Re: [Qemu-devel] How is address of helper function for slow path calculated ?

[Xuebing wang <xbing6@gmail.com>]

Somebody may concisely refer tcg as a disassembler + a compiler (assembler).

I guess your question is how to calculate the value of i386 register 
(%r10 in your case, the address for the helper function).

I might be wrong, my understanding is that it is calculated by the 
assembler (to generate the "generated code"), specifically functions 
tcg_gen_helper32() or tcg_gen_helper64(). Hope this helps.

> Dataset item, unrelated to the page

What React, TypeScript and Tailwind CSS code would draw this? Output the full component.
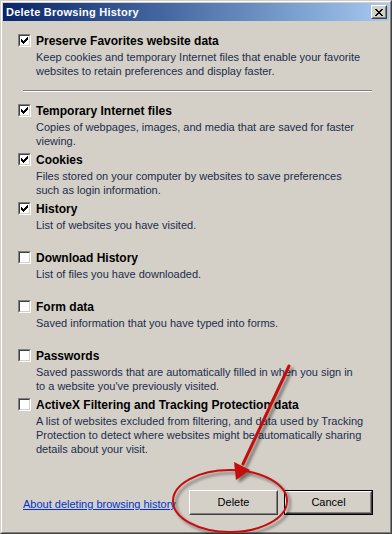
import React from "react";

const FONT = { fontFamily: '"Liberation Sans", Arial, sans-serif' };

function Check({ checked }: { checked: boolean }) {
  const pts = [
    [6, 0], [5, 1], [6, 1], [0, 2], [4, 2], [5, 2], [6, 2],
    [0, 3], [1, 3], [3, 3], [4, 3], [5, 3],
    [0, 4], [1, 4], [2, 4], [3, 4], [4, 4],
    [1, 5], [2, 5], [3, 5], [2, 6],
  ];
  return (
    <div className="w-[13px] h-[13px] shrink-0 border border-t-[#808080] border-l-[#808080] border-b-white border-r-white">
      <div className="w-[11px] h-[11px] border border-t-[#404040] border-l-[#404040] border-b-[#d4d0c8] border-r-[#d4d0c8] bg-white">
        {checked && (
          <svg width="9" height="9" viewBox="0 0 9 9" shapeRendering="crispEdges">
            {pts.map(([x, y], i) => (
              <rect key={i} x={x + 1} y={y + 1} width="1" height="1" fill="#000" />
            ))}
          </svg>
        )}
      </div>
    </div>
  );
}

function Item({
  checked,
  title,
  lines,
  className = "",
}: {
  checked: boolean;
  title: string;
  lines: string[];
  className?: string;
}) {
  return (
    <div className={`flex gap-[5px] ${className}`}>
      <div>
        <Check checked={checked} />
      </div>
      <div className="flex flex-col">
        <div className="text-[12px] leading-[14px] font-bold text-black">{title}</div>
        <div className="mt-[2px] text-[11px] leading-[14px] text-[#1c2d4c]">
          {lines.map((l, i) => (
            <div key={i}>{l}</div>
          ))}
        </div>
      </div>
    </div>
  );
}

function ClassicButton({ label, isDefault }: { label: string; isDefault?: boolean }) {
  const inner = (
    <div className="h-full w-full border border-t-white border-l-white border-b-[#404040] border-r-[#404040]">
      <div className="h-full w-full border border-t-[#d4d0c8] border-l-[#d4d0c8] border-b-[#808080] border-r-[#808080] flex items-center justify-center text-[11px] text-black">
        {label}
      </div>
    </div>
  );
  return (
    <div className={`w-[89px] h-[25px] ${isDefault ? "border border-black" : ""}`}>{inner}</div>
  );
}

export default function App() {
  return (
    <div className="relative w-[392px] h-[534px] overflow-hidden" style={FONT}>
      <div className="w-full h-full border border-t-[#d4d0c8] border-l-[#d4d0c8] border-b-[#404040] border-r-[#404040]">
        <div className="w-full h-full border border-t-white border-l-white border-b-[#808080] border-r-[#808080] bg-[#d4d0c8] p-px flex flex-col">
          {/* Title bar */}
          <div className="h-[18px] shrink-0 bg-gradient-to-r from-[#0a246a] to-[#a6caf0] flex items-center justify-between pl-[3px] pr-[2px]">
            <span className="text-[11px] font-bold text-white leading-[18px] tracking-[0.25px]">Delete Browsing History</span>
            <div className="w-[16px] h-[14px] border border-t-white border-l-white border-b-[#404040] border-r-[#404040]">
              <div className="w-full h-full bg-[#d4d0c8] border border-t-[#d4d0c8] border-l-[#d4d0c8] border-b-[#808080] border-r-[#808080] flex items-center justify-center">
                <svg width="8" height="7" viewBox="0 0 8 7" shapeRendering="crispEdges">
                  <path d="M0 0h2v1h-2zM6 0h2v1h-2zM1 1h2v1h-2zM5 1h2v1h-2zM2 2h4v1h-4zM3 3h2v1h-2zM2 4h4v1h-4zM1 5h2v1h-2zM5 5h2v1h-2zM0 6h2v1h-2zM6 6h2v1h-2z" fill="#000" />
                </svg>
              </div>
            </div>
          </div>

          {/* Content */}
          <div className="flex flex-col pl-[15px] pr-[15px] pt-[13px]">
            <Item
              checked
              title="Preserve Favorites website data"
              lines={[
                "Keep cookies and temporary Internet files that enable your favorite",
                "websites to retain preferences and display faster.",
              ]}
            />
            <div className="ml-[5px] mr-[2px] mt-[12px] h-[2px] border-t border-t-[#808080] border-b border-b-white" />
            <div className="mt-[12px] flex flex-col">
              <Item
                className="h-[49px]"
                checked
                title="Temporary Internet files"
                lines={["Copies of webpages, images, and media that are saved for faster", "viewing."]}
              />
              <Item
                className="h-[49px]"
                checked
                title="Cookies"
                lines={["Files stored on your computer by websites to save preferences", "such as login information."]}
              />
              <Item className="h-[49px]" checked title="History" lines={["List of websites you have visited."]} />
              <Item className="h-[49px]" checked={false} title="Download History" lines={["List of files you have downloaded."]} />
              <Item className="h-[49px]" checked={false} title="Form data" lines={["Saved information that you have typed into forms."]} />
              <Item
                className="h-[49px]"
                checked={false}
                title="Passwords"
                lines={[
                  "Saved passwords that are automatically filled in when you sign in",
                  "to a website you've previously visited.",
                ]}
              />
              <Item
                checked={false}
                title="ActiveX Filtering and Tracking Protection data"
                lines={[
                  "A list of websites excluded from filtering, and data used by Tracking",
                  "Protection to detect where websites might be automatically sharing",
                  "details about your visit.",
                ]}
              />
            </div>
          </div>

          {/* Footer */}
          <div className="mt-auto mb-[16px] flex items-center pl-[20px] pr-[16px]">
            <a className="text-[11px] text-[#0033cc] underline leading-[14px] mt-[3px]">About deleting browsing history</a>
            <div className="ml-auto flex gap-[6px]">
              <ClassicButton label="Delete" />
              <ClassicButton label="Cancel" isDefault />
            </div>
          </div>
        </div>
      </div>

      {/* Annotation overlay */}
      <svg className="absolute inset-0 pointer-events-none" width="392" height="534" viewBox="0 0 392 534">
        <defs>
          <filter id="sh" x="-20%" y="-20%" width="140%" height="140%">
            <feGaussianBlur in="SourceAlpha" stdDeviation="1.5" />
            <feOffset dx="3" dy="3" result="b" />
            <feComponentTransfer>
              <feFuncA type="linear" slope="0.45" />
            </feComponentTransfer>
            <feMerge>
              <feMergeNode />
              <feMergeNode in="SourceGraphic" />
            </feMerge>
          </filter>
        </defs>
        <g filter="url(#sh)">
          <ellipse cx="230" cy="501" rx="57" ry="31" fill="none" stroke="#c40d0d" strokeWidth="2" />
          <line x1="289" y1="366" x2="243" y2="464" stroke="#c40d0d" strokeWidth="3" strokeLinecap="round" />
          <polygon points="236,480 234,462 250,470" fill="#c40d0d" />
        </g>
      </svg>
    </div>
  );
}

On 02/26/2014 09:14 PM, Peter Maydell wrote:
> On 26 February 2014 13:04, Gaurav Sharma <gauravs.2010@gmail.com> wrote:
>> Hi,
>> I have been trying to trace the for how address translation is done for any
>> load/store instructions. I was trying to emulate arm on an x86-64 machine.
>> However, i need some clarifications :
>> 1. During the slow path, qemu uses helper functions to translate address.
>> 2. This is done by calling the function itself during the execution.
>> 3. The host instrn for the slow path is added at the end of the TB block. I
>> tried a sample code and got the following host instrn :
>> 0x2aaade72d120:  mov    %r14,%rdi
>> 0x2aaade72d123:  xor    %edx,%edx
>> 0x2aaade72d125:  lea    -0x42(%rip),%rcx        # 0x2aaade72d0ea
>> 0x2aaade72d12c:  mov    $0x2afd98602c10,%r10
>> 0x2aaade72d136:  callq  *%r10         // Call helper function
>> 0x2aaade72d139:  mov    %eax,%ebp
>> 0x2aaade72d13b:  jmpq   0x2aaade72d0ea
>>
>> 3. How does it gets the address of the helper function :
>>      call instruction is added by ' tcg_out_calli(s,
>> (uintptr_t)qemu_ld_helpers[opc & ~MO_SIGN]' line of code which fetches the
>> address of the helper function.
>> However from the assembly generated, the address is calculated before :
>> tcg_out_movi(s, TCG_TYPE_PTR, tcg_target_call_iarg_regs[3],
>>                       (uintptr_t)l->raddr)
> This is just loading the 4th argument for the helper function into ECX
> (which is the return address in generated code which corresponds to
> the load we're going to do). It's not related to the address of the
> helper function at all.
>
>> How is the address for the helper function calculated ?
> You've just quoted the code that does it:
> tcg_out_calli(s, (uintptr_t)qemu_ld_helpers[opc & ~MO_SIGN]' ...)
>
> tcg_out_calli spots that the displacement is too big for a call insn
> and emits the
>    0x2aaade72d12c:  mov    $0x2afd98602c10,%r10
>    0x2aaade72d136:  callq  *%r10         // Call helper function
>
> thanks
> -- PMM
>
>

-- 
Thanks,
Xuebing Wang